## Exercise
Copy the listing verbatim, excluding any images found in it.

'''

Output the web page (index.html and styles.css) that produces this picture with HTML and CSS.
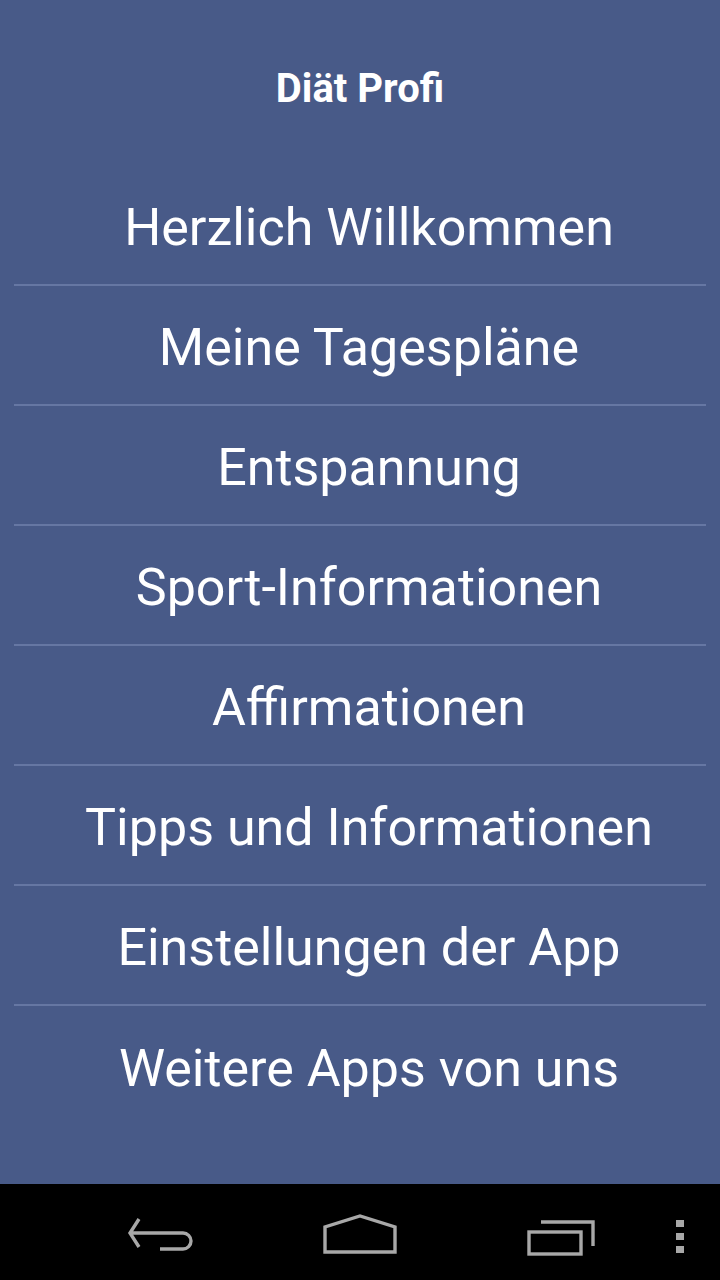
FILE: index.html
```html
<!DOCTYPE html>
<html lang="de">
<head>
  <meta charset="UTF-8">
  <meta name="viewport" content="width=device-width, initial-scale=1.0">
  <title>Diät Profi</title>
  <link rel="stylesheet" href="styles.css">
</head>
<body>
<div class="screen">
  <h1 class="title">Diät Profi</h1>

  <ul class="menu">
    <li>Herzlich Willkommen</li>
    <li>Meine Tagespläne</li>
    <li>Entspannung</li>
    <li>Sport-Informationen</li>
    <li>Affirmationen</li>
    <li>Tipps und Informationen</li>
    <li>Einstellungen der App</li>
    <li>Weitere Apps von uns</li>
  </ul>
</div>

<div class="navbar">
  <!-- zurück -->
  <svg class="nav-back" width="68" height="40" viewBox="0 0 68 40">
    <path d="M13 3 L4 17 L13 31 M4 17 H57 A8 8 0 0 1 57 33 H34" fill="none" stroke="#a8a8a8" stroke-width="3.4"/>
  </svg>
  <!-- home -->
  <svg class="nav-home" width="74" height="40" viewBox="0 0 74 40">
    <path d="M2 38 V13 L37 2 L72 13 V38 Z" fill="none" stroke="#a8a8a8" stroke-width="3.4"/>
  </svg>
  <!-- zuletzt -->
  <svg class="nav-recent" width="70" height="40" viewBox="0 0 70 40">
    <rect x="2" y="14" width="52" height="22" fill="none" stroke="#a8a8a8" stroke-width="3.4"/>
    <path d="M14 4 H66 V28" fill="none" stroke="#a8a8a8" stroke-width="3.4"/>
  </svg>
  <div class="nav-dots">
    <span></span><span></span><span></span>
  </div>
</div>
</body>
</html>
```

FILE: styles.css
```css
html, body {
  margin: 0;
  padding: 0;
}
body {
  width: 720px;
  height: 1280px;
  display: flex;
  flex-direction: column;
  background-color: #485a88;
  font-family: Roboto, "Noto Sans", sans-serif;
  color: #ffffff;
}
.screen {
  flex: 1;
}
.title {
  margin: 0;
  height: 166px;
  padding-top: 67px;
  box-sizing: border-box;
  text-align: center;
  font-size: 40px;
  font-weight: bold;
  line-height: 44px;
}
.menu {
  list-style: none;
  margin: 0 14px;
  padding: 0;
}
.menu li {
  height: 120px;
  box-sizing: border-box;
  display: flex;
  align-items: center;
  justify-content: center;
  font-size: 52px;
  padding-top: 4px;
  padding-left: 18px;
  border-bottom: 2px solid #6677a3;
}
.menu li:last-child {
  border-bottom: none;
}
.navbar {
  height: 96px;
  background-color: #000000;
  position: relative;
}
.navbar svg,
.nav-dots {
  position: absolute;
}
.nav-back {
  left: 126px;
  top: 32px;
}
.nav-home {
  left: 323px;
  top: 30px;
}
.nav-recent {
  left: 527px;
  top: 34px;
}
.nav-dots {
  left: 676px;
  top: 36px;
  display: flex;
  flex-direction: column;
  gap: 6px;
}
.nav-dots span {
  width: 8px;
  height: 7px;
  background-color: #a8a8a8;
}
```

'''

## Response to this task
Output the web page (index.html and styles.css) that produces this picture with HTML and CSS.
FILE: index.html
```html
<!DOCTYPE html>
<html lang="de">
<head>
  <meta charset="UTF-8">
  <meta name="viewport" content="width=device-width, initial-scale=1.0">
  <title>Diät Profi</title>
  <link rel="stylesheet" href="styles.css">
</head>
<body>
<div class="screen">
  <h1 class="title">Diät Profi</h1>

  <ul class="menu">
    <li>Herzlich Willkommen</li>
    <li>Meine Tagespläne</li>
    <li>Entspannung</li>
    <li>Sport-Informationen</li>
    <li>Affirmationen</li>
    <li>Tipps und Informationen</li>
    <li>Einstellungen der App</li>
    <li>Weitere Apps von uns</li>
  </ul>
</div>

<div class="navbar">
  <!-- zurück -->
  <svg class="nav-back" width="68" height="40" viewBox="0 0 68 40">
    <path d="M13 3 L4 17 L13 31 M4 17 H57 A8 8 0 0 1 57 33 H34" fill="none" stroke="#a8a8a8" stroke-width="3.4"/>
  </svg>
  <!-- home -->
  <svg class="nav-home" width="74" height="40" viewBox="0 0 74 40">
    <path d="M2 38 V13 L37 2 L72 13 V38 Z" fill="none" stroke="#a8a8a8" stroke-width="3.4"/>
  </svg>
  <!-- zuletzt -->
  <svg class="nav-recent" width="70" height="40" viewBox="0 0 70 40">
    <rect x="2" y="14" width="52" height="22" fill="none" stroke="#a8a8a8" stroke-width="3.4"/>
    <path d="M14 4 H66 V28" fill="none" stroke="#a8a8a8" stroke-width="3.4"/>
  </svg>
  <div class="nav-dots">
    <span></span><span></span><span></span>
  </div>
</div>
</body>
</html>
```

FILE: styles.css
```css
html, body {
  margin: 0;
  padding: 0;
}
body {
  width: 720px;
  height: 1280px;
  display: flex;
  flex-direction: column;
  background-color: #485a88;
  font-family: Roboto, "Noto Sans", sans-serif;
  color: #ffffff;
}
.screen {
  flex: 1;
}
.title {
  margin: 0;
  height: 166px;
  padding-top: 67px;
  box-sizing: border-box;
  text-align: center;
  font-size: 40px;
  font-weight: bold;
  line-height: 44px;
}
.menu {
  list-style: none;
  margin: 0 14px;
  padding: 0;
}
.menu li {
  height: 120px;
  box-sizing: border-box;
  display: flex;
  align-items: center;
  justify-content: center;
  font-size: 52px;
  padding-top: 4px;
  padding-left: 18px;
  border-bottom: 2px solid #6677a3;
}
.menu li:last-child {
  border-bottom: none;
}
.navbar {
  height: 96px;
  background-color: #000000;
  position: relative;
}
.navbar svg,
.nav-dots {
  position: absolute;
}
.nav-back {
  left: 126px;
  top: 32px;
}
.nav-home {
  left: 323px;
  top: 30px;
}
.nav-recent {
  left: 527px;
  top: 34px;
}
.nav-dots {
  left: 676px;
  top: 36px;
  display: flex;
  flex-direction: column;
  gap: 6px;
}
.nav-dots span {
  width: 8px;
  height: 7px;
  background-color: #a8a8a8;
}
```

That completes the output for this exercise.